TO BE DONE:
Extract all lines that hold "page" from the records below.

PROVIDED RECORDS:
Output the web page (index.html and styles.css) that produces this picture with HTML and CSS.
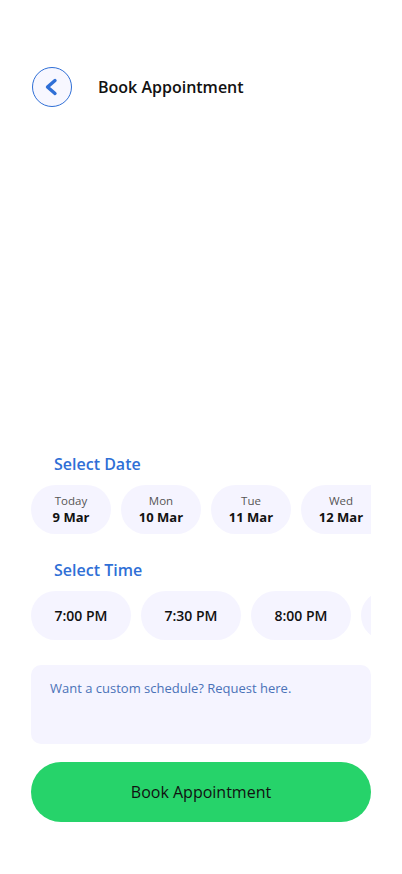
FILE: index.html
```html
<!DOCTYPE html>
<html lang="en">
<head>
<meta charset="utf-8">
<title>Book Appointment</title>
<link rel="stylesheet" href="styles.css">
</head>
<body>
<div class="screen">
  <header class="header">
    <button class="back" aria-label="Back">
      <svg width="20" height="20" viewBox="0 0 20 20"><path d="M13 3.5 L5.5 10 L13 16.5" fill="none" stroke="#2f6fd6" stroke-width="3.4" stroke-linecap="round" stroke-linejoin="round"/></svg>
    </button>
    <h1 class="title">Book Appointment</h1>
  </header>

  <main class="booking">
    <h2 class="label">Select Date</h2>
    <div class="row">
      <div class="chip date"><span class="day">Today</span><span class="num">9 Mar</span></div>
      <div class="chip date"><span class="day">Mon</span><span class="num">10 Mar</span></div>
      <div class="chip date"><span class="day">Tue</span><span class="num">11 Mar</span></div>
      <div class="chip date chip-last"><span class="day">Wed</span><span class="num">12 Mar</span></div>
    </div>

    <h2 class="label time-label">Select Time</h2>
    <div class="row">
      <div class="chip time">7:00 PM</div>
      <div class="chip time">7:30 PM</div>
      <div class="chip time">8:00 PM</div>
      <div class="chip time" aria-hidden="true"></div>
    </div>

    <div class="custom">Want a custom schedule? Request here.</div>

    <button class="book">Book Appointment</button>
  </main>
</div>
</body>
</html>
```

FILE: styles.css
```css
* { box-sizing: border-box; }
html, body { margin: 0; padding: 0; background: #fff; }
body { font-family: "Open Sans", "Noto Sans", sans-serif; color: #111; }

.screen {
  height: 874px;
  display: flex;
  flex-direction: column;
  padding: 67px 31px 52px 32px;
}

.header {
  display: flex;
  align-items: center;
  gap: 26px;
}
.back {
  width: 40px;
  height: 40px;
  border-radius: 50%;
  border: 1px solid #2f6fd6;
  background: #f7f7ff;
  display: flex;
  align-items: center;
  justify-content: center;
  padding: 0;
}
.title {
  margin: 0;
  font-size: 16px;
  font-weight: 600;
  color: #111;
}

.booking {
  margin-top: auto;
  display: flex;
  flex-direction: column;
  margin-left: -1px;
}
.label {
  margin: 0 0 10px 23px;
  font-size: 16px;
  line-height: 22px;
  font-weight: 600;
  color: #2f6fd6;
}
.time-label { margin-top: 25px; }

.row {
  display: flex;
  gap: 10px;
  overflow: hidden;
  width: 340px;
}
.chip {
  flex: 0 0 auto;
  height: 49px;
  border-radius: 25px;
  background: #f5f4ff;
  display: flex;
  align-items: center;
  justify-content: center;
}
.date {
  width: 80px;
  flex-direction: column;
}
.chip-last {
  border-radius: 25px 0 0 25px;
  width: 70px;
  padding-left: 10px;
}
.day {
  font-size: 11.5px;
  line-height: 15px;
  color: #555;
}
.num {
  font-size: 13px;
  line-height: 18px;
  font-weight: 700;
  color: #111;
}
.time {
  width: 100px;
  font-size: 14px;
  font-weight: 600;
  color: #111;
}

.custom {
  margin-top: 25px;
  height: 79px;
  border-radius: 10px;
  background: #f5f4ff;
  padding: 14px 19px;
  font-size: 13px;
  line-height: 18px;
  color: #4a72b8;
}

.book {
  margin-top: 18px;
  height: 60px;
  border: 0;
  border-radius: 30px;
  background: #26d36a;
  font-family: "Open Sans", "Noto Sans", sans-serif;
  font-size: 16px;
  color: #111;
  width: 340px;
}
```
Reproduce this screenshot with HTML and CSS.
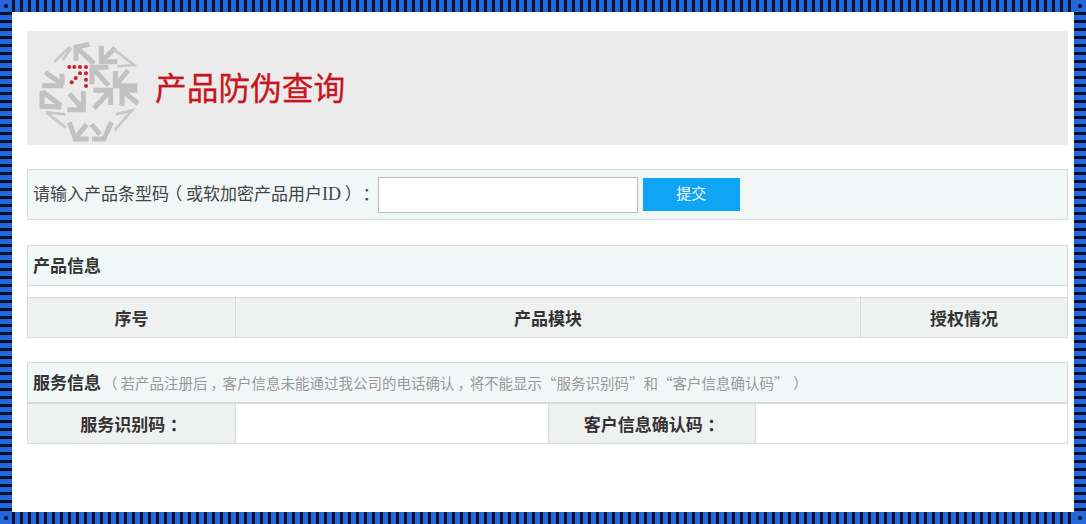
FILE: index.html
```html
<!DOCTYPE html>
<html lang="zh-CN">
<head>
    <meta charset="UTF-8">
    <meta name="viewport" content="width=device-width, initial-scale=1.0">
    <title>产品防伪查询</title>
    <link rel="stylesheet" href="styles.css">
</head>
<body>
    <div class="frame">
        <div class="page">
            <div class="banner">
                <svg class="logo" viewBox="0 0 360 330" width="120" height="110">
                    <g class="logo-arrows">
                        <path d="M138 78V36L178 28M140 38L192 86"/>
                        <path d="M214 32V80H262M216 78L256 38"/>
                        <path d="M46 112L96 148M36 152H100M96 150V116"/>
                        <path d="M235 97H186V148M188 99L236 152"/>
                        <path d="M256 108V152H322M258 150L294 106"/>
                        <path d="M36 168V214L94 216M38 170L94 212"/>
                        <path d="M160 168V224H112M158 222L118 176"/>
                        <path d="M190 166H242V210M240 168L192 220"/>
                        <path d="M322 166H276V212M278 168L324 206"/>
                        <path d="M118 262L136 312H176M136 310L170 268"/>
                        <path d="M184 268L210 298M244 262L222 312H186"/>
                    </g>
                    <g class="logo-thin">
                        <path d="M74 80L118 36M98 76L124 38"/>
                        <path d="M250 42L312 90L262 94"/>
                        <path d="M48 232L108 278M50 232L106 238"/>
                        <path d="M254 286L306 226L258 238"/>
                    </g>
                    <g class="logo-dots">
                        <circle cx="118" cy="96" r="6"/>
                        <circle cx="133" cy="96" r="6"/>
                        <circle cx="150" cy="96" r="6"/>
                        <circle cx="168" cy="96" r="6"/>
                        <circle cx="150" cy="115" r="6"/>
                        <circle cx="168" cy="115" r="6"/>
                        <circle cx="168" cy="134" r="6"/>
                        <circle cx="137" cy="129" r="6"/>
                        <circle cx="125" cy="142" r="6"/>
                        <circle cx="168" cy="153" r="6"/>
                    </g>
                </svg>
                <div class="banner-title">产品防伪查询</div>
            </div>

            <div class="search">
                <label for="code">请输入产品条型码<span class="paren">（</span>或软加密产品用户<span class="latin">ID</span><span class="paren">）</span><span class="punct">：</span></label>
                <input type="text" id="code">
                <button>提交</button>
            </div>

            <div class="panel">
                <div class="panel-title">产品信息</div>
                <div class="spacer"></div>
                <div class="grid grid-product">
                    <div class="cell head">序号</div>
                    <div class="cell head">产品模块</div>
                    <div class="cell head">授权情况</div>
                </div>
            </div>

            <div class="panel">
                <div class="panel-title">服务信息<span class="note"><span class="paren">（</span>若产品注册后<span class="punct">，</span>客户信息未能通过我公司的电话确认<span class="punct">，</span>将不能显示“服务识别码”和“客户信息确认码”<span class="paren paren-end">）</span></span></div>
                <div class="grid grid-service">
                    <div class="cell head">服务识别码<span class="punct">：</span></div>
                    <div class="cell"></div>
                    <div class="cell head">客户信息确认码<span class="punct">：</span></div>
                    <div class="cell"></div>
                </div>
            </div>
        </div>
    </div>
</body>
</html>
```

FILE: styles.css
```css
body {
    margin: 0;
    font-family: "Noto Sans CJK SC", "Noto Sans", sans-serif;
    color: #333;
}
.frame {
    box-sizing: border-box;
    width: 1086px;
    height: 524px;
    padding: 12px;
    background-color: #0a0f2a;
    background-image:
        radial-gradient(circle, #0a0f2a 1.5px, #2268dc 2.5px),
        radial-gradient(circle, #0a0f2a 1.5px, #2268dc 2.5px),
        radial-gradient(circle, #0a0f2a 1.5px, #2268dc 2.5px),
        radial-gradient(circle, #0a0f2a 1.5px, #2268dc 2.5px),
        repeating-linear-gradient(90deg, #0a0f2a 0, #0a0f2a 3px, #2268dc 3px, #2268dc 8px),
        repeating-linear-gradient(90deg, #0a0f2a 0, #0a0f2a 3px, #2268dc 3px, #2268dc 8px),
        repeating-linear-gradient(180deg, #0a0f2a 0, #0a0f2a 3px, #2268dc 3px, #2268dc 8px),
        repeating-linear-gradient(180deg, #0a0f2a 0, #0a0f2a 3px, #2268dc 3px, #2268dc 8px);
    background-size: 12px 12px, 12px 12px, 12px 12px, 12px 12px, 100% 12px, 100% 12px, 12px 100%, 12px 100%;
    background-position: top left, top right, bottom left, bottom right, 12px 0, 12px 100%, 0 12px, 100% 12px;
    background-repeat: no-repeat;
}
.page {
    box-sizing: border-box;
    height: 500px;
    padding: 19px 6px 0 15px;
    background-color: #fff;
}
.banner {
    display: flex;
    height: 114px;
    padding-left: 3px;
    background-color: #ebebeb;
}
.logo {
    margin-top: 4px;
    flex: none;
}
.logo-arrows path {
    fill: none;
    stroke: #c2c2c2;
    stroke-width: 15;
}
.logo-thin path {
    fill: none;
    stroke: #c8c8c8;
    stroke-width: 8;
}
.logo-dots circle {
    fill: #c8202c;
}
.banner-title {
    margin-left: 5px;
    line-height: 110px;
    font-size: 31.7px;
    color: #c8161e;
    -webkit-text-stroke: 0.3px #c8161e;
}
.search {
    display: flex;
    align-items: center;
    box-sizing: border-box;
    height: 51px;
    margin-top: 24px;
    padding-left: 5px;
    border: 1px solid #d5dcdb;
    background-color: #f1f7f7;
    font-size: 17px;
    color: #444;
}
.search label {
    margin-bottom: 4px;
}
.paren {
    padding: 0 0.25em;
    font-feature-settings: "palt";
}
.paren-end {
    padding-left: 0.85em;
}
.punct {
    padding: 0 0.27em;
    font-feature-settings: "palt";
}
.latin {
    font-family: "Liberation Serif", serif;
    font-size: 18px;
}
.search input {
    box-sizing: border-box;
    width: 260px;
    height: 36px;
    margin-left: 2px;
    border: 1px solid #bbb;
    background-color: #fff;
}
.search button {
    width: 97px;
    height: 33px;
    margin-left: 5px;
    padding: 0 0 4px;
    border: none;
    background-color: #0ea5f5;
    color: #fff;
    font-family: inherit;
    font-size: 15px;
}
.panel {
    margin-top: 24px;
}
.search + .panel {
    margin-top: 25px;
}
.panel-title {
    box-sizing: border-box;
    height: 41px;
    padding-left: 5px;
    border: 1px solid #d5dcdb;
    background-color: #f1f7f7;
    font-size: 17px;
    font-weight: bold;
    line-height: 37px;
}
.note {
    margin-left: 5px;
    font-size: 14.5px;
    font-weight: normal;
    color: #999;
}
.spacer {
    box-sizing: border-box;
    height: 11px;
    border-left: 1px solid #d5dcdb;
    border-right: 1px solid #d5dcdb;
}
.grid {
    display: grid;
    box-sizing: border-box;
    height: 41px;
    border: 1px solid #d5dcdb;
}
.grid-product {
    grid-template-columns: 207px 625px 1fr;
}
.grid-service {
    grid-template-columns: 207px 313px 207px 1fr;
}
.cell {
    border-left: 1px solid #d5dcdb;
    text-align: center;
    font-size: 17px;
    font-weight: bold;
    line-height: 39px;
}
.cell:first-child {
    border-left: none;
}
.head {
    background-color: #eff0f0;
}
```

COMPLETE OUTPUT:
Output the web page (index.html and styles.css) that produces this picture with HTML and CSS.
        <div class="page">
.page {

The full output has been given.